In presenting a gloomy prognosis, Piasecki was not considering the impact on Taiwan’s relations with the United Kingdom so much as its relations with the European Union more generally and the European Parliament in particular, where British MEPs have been the most ardent and influential in their support for Taiwan. But need this affect bilateral relations or could it indeed mean a deepening of them as Taiwan’s MOFA seems to think?

Those taking the optimistic view can point to recent experience in which the United Kingdom has often been in the vanguard among European countries in deepening its ties with Taiwan. The United Kingdom led the way in removing short-term visa requirements and is the only EU member to have an Open Skies Air Service Agreement; it was one of the first to sign a Double Taxation Agreement, agree to a Working Holiday-maker scheme, a Prisoner Transfer Agreement, and more. But optimism that a United Kingdom apart from the European Union will be freer to pursue more agreements along these lines may be misplaced. None of these agreements were in areas within the scope of EU policy at the time they were signed, so the idea that the United Kingdom will be suddenly free to sign still more on leaving the EU does not apply.

For the next few years at least, U.K. diplomatic efforts will be concentrated on its immediate neighbourhood and the need to build a post-Brexit relationship. Despite Prime Minister May’s brave rhetoric that “Britain will be bold and outward looking,” it is unlikely to have either the resources or inclination to devote much effort to the Asia-Pacific region or countries, at least until its relations with its neighbours are clarified.

But perhaps most importantly, the British government’s attitude towards China has been transformed since then Prime Minister David Cameron incurred Beijing’s wrath by meeting the Dalai Lama in 2012. Since then, the UK government has gone to considerable efforts to engage with China, culminating in a high profile visit by President Xi Jinping to the United Kingdom in the autumn of 2015. It is possible that new British Prime Minister Theresa May will adopt a more cautious attitude toward China than her predecessor but the United Kingdom is likely to remain wary of doing anything that might incur Beijing’s displeasure once it can no longer hide behind its EU partners.
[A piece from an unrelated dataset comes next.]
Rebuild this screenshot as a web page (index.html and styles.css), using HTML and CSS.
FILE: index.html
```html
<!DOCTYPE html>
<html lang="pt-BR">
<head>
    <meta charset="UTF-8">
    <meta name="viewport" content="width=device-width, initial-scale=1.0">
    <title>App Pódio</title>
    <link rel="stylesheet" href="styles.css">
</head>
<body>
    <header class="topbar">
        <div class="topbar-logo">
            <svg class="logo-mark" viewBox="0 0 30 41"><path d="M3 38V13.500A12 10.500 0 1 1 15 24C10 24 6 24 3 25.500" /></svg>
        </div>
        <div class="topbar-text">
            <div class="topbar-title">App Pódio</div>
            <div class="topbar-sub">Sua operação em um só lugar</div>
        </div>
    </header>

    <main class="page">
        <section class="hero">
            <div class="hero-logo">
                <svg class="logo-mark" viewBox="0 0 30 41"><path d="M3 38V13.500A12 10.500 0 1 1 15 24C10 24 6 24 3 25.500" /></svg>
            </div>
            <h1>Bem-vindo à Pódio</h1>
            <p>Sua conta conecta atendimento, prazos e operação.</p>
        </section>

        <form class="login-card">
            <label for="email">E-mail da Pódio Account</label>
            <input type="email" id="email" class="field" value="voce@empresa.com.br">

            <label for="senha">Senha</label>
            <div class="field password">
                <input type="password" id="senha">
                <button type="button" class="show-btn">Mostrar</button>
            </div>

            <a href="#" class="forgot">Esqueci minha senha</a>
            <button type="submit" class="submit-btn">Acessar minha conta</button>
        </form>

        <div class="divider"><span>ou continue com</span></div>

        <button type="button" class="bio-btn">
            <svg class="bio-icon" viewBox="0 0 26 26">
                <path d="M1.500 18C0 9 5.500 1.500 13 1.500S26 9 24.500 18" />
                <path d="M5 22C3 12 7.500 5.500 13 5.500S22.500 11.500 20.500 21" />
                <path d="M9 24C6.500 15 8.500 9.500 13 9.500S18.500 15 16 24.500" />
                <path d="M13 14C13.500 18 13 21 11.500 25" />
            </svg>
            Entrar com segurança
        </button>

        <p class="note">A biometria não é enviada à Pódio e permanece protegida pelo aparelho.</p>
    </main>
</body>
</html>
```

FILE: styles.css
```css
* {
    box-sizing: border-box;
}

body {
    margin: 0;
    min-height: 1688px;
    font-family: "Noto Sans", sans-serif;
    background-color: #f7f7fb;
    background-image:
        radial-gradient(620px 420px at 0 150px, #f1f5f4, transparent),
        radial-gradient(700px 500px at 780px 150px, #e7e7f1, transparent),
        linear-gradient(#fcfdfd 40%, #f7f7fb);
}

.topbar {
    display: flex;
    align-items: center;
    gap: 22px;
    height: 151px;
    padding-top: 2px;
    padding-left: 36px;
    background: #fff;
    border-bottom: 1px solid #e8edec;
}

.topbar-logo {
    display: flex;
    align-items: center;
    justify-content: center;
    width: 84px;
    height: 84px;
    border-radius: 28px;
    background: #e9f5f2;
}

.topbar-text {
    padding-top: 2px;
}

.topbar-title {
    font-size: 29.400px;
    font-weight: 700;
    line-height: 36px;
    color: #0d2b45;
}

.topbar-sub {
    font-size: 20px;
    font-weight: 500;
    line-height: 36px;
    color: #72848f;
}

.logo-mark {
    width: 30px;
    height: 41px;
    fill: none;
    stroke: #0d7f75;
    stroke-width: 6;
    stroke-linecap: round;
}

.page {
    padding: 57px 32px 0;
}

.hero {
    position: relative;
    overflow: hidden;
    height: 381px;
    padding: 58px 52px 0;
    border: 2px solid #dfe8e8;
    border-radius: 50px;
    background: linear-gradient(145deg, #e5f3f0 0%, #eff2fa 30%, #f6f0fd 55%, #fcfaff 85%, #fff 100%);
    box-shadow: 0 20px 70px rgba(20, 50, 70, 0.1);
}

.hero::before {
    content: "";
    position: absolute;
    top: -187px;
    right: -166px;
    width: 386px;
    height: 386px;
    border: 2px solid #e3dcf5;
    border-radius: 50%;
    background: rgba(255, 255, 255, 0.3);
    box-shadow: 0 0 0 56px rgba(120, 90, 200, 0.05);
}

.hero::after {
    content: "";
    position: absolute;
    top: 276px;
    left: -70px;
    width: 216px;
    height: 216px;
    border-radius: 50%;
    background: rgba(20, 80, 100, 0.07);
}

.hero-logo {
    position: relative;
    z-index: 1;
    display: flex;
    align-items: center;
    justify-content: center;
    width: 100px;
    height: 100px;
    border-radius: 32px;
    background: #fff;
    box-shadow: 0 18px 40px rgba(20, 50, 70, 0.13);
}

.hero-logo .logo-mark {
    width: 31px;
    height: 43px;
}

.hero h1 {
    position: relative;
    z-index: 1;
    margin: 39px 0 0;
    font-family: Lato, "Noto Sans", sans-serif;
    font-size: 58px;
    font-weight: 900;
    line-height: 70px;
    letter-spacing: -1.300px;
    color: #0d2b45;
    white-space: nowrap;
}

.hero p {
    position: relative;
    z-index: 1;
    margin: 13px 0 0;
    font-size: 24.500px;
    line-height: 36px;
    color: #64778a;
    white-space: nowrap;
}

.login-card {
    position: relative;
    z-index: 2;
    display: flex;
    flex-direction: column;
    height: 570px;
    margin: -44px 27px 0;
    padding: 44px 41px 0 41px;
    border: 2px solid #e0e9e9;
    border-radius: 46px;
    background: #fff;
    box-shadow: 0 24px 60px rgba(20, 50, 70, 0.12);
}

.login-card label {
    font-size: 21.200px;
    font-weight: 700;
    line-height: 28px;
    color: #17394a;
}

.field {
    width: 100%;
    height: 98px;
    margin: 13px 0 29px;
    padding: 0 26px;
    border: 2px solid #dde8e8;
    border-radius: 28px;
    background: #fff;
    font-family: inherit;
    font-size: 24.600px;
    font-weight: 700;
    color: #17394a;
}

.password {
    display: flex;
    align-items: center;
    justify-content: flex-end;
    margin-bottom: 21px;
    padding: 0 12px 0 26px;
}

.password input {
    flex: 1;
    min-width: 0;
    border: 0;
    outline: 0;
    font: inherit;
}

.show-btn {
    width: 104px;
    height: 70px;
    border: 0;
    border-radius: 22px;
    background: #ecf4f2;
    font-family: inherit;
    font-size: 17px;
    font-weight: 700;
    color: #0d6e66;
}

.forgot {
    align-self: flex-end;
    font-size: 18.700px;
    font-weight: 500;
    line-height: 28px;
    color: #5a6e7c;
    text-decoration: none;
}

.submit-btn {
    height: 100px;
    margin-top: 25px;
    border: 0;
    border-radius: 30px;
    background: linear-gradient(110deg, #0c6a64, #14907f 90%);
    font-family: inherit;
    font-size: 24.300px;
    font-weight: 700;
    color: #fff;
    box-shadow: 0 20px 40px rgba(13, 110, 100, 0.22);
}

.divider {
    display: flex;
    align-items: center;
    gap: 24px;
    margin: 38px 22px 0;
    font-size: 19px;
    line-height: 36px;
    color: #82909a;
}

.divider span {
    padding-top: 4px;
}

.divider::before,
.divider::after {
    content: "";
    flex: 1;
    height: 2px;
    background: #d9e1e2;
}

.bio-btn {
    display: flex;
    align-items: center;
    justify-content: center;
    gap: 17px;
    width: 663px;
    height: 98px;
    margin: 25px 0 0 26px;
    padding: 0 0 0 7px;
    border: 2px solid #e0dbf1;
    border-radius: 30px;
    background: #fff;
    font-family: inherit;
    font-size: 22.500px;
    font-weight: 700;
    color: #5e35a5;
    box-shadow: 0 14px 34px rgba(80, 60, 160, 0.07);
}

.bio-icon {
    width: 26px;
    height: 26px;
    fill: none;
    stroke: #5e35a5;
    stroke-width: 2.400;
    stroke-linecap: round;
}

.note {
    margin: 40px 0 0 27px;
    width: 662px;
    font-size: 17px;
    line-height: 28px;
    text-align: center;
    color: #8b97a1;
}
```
But at least one section of Taiwanese society is likely to be more welcome than ever in post-Brexit Britain. According to the British Office in Taipei, some 4-5,000 Taiwanese students currently enrolled for long term courses at UK universities each year, paying high fees to do so. Britain’s universities have been disproportionate beneficiaries of EU research funding, receiving considerably more than their counterparts in other EU states.  The UK government is unlikely to be able to replace this in full, so universities will work harder than ever to attract overseas students in order to help offset the loss of EU funds.

Indeed, the opportunity for Taiwanese students could well prove to apply more broadly: outside the European Union, the United Kingdom will have to work much harder for its place in the world. For Taiwan, long forced to do so by its diplomatic isolation, Brexit is at worst an inconvenience.

Main point: Brexit will be no more than an inconvenience to Taiwan’s bilateral ties with the UK; don’t expect any major change.